-- Exercise details --
Restate the whole listing exactly.

-- Recorded data --
"""

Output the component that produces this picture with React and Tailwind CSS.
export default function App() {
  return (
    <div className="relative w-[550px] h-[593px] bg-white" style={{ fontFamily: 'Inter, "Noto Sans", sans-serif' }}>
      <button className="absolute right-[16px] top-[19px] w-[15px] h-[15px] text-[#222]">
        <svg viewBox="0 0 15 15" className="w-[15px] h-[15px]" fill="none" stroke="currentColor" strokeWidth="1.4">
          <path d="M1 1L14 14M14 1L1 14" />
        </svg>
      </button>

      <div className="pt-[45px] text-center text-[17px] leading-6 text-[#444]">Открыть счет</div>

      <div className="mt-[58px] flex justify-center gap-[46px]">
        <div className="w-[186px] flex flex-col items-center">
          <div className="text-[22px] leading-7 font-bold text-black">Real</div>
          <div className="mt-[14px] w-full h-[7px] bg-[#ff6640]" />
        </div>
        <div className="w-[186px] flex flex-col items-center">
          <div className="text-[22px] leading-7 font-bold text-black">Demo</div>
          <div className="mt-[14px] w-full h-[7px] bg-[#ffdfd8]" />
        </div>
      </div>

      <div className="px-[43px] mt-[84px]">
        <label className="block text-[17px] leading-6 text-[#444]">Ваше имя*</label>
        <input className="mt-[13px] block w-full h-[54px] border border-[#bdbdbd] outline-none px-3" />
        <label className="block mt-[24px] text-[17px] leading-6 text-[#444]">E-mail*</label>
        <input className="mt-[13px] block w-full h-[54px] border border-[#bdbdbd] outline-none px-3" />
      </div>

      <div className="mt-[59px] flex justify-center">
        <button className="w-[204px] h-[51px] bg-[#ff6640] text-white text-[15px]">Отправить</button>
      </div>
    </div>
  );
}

"""

-- Solution to this problem --
Output the component that produces this picture with React and Tailwind CSS.
export default function App() {
  return (
    <div className="relative w-[550px] h-[593px] bg-white" style={{ fontFamily: 'Inter, "Noto Sans", sans-serif' }}>
      <button className="absolute right-[16px] top-[19px] w-[15px] h-[15px] text-[#222]">
        <svg viewBox="0 0 15 15" className="w-[15px] h-[15px]" fill="none" stroke="currentColor" strokeWidth="1.4">
          <path d="M1 1L14 14M14 1L1 14" />
        </svg>
      </button>

      <div className="pt-[45px] text-center text-[17px] leading-6 text-[#444]">Открыть счет</div>

      <div className="mt-[58px] flex justify-center gap-[46px]">
        <div className="w-[186px] flex flex-col items-center">
          <div className="text-[22px] leading-7 font-bold text-black">Real</div>
          <div className="mt-[14px] w-full h-[7px] bg-[#ff6640]" />
        </div>
        <div className="w-[186px] flex flex-col items-center">
          <div className="text-[22px] leading-7 font-bold text-black">Demo</div>
          <div className="mt-[14px] w-full h-[7px] bg-[#ffdfd8]" />
        </div>
      </div>

      <div className="px-[43px] mt-[84px]">
        <label className="block text-[17px] leading-6 text-[#444]">Ваше имя*</label>
        <input className="mt-[13px] block w-full h-[54px] border border-[#bdbdbd] outline-none px-3" />
        <label className="block mt-[24px] text-[17px] leading-6 text-[#444]">E-mail*</label>
        <input className="mt-[13px] block w-full h-[54px] border border-[#bdbdbd] outline-none px-3" />
      </div>

      <div className="mt-[59px] flex justify-center">
        <button className="w-[204px] h-[51px] bg-[#ff6640] text-white text-[15px]">Отправить</button>
      </div>
    </div>
  );
}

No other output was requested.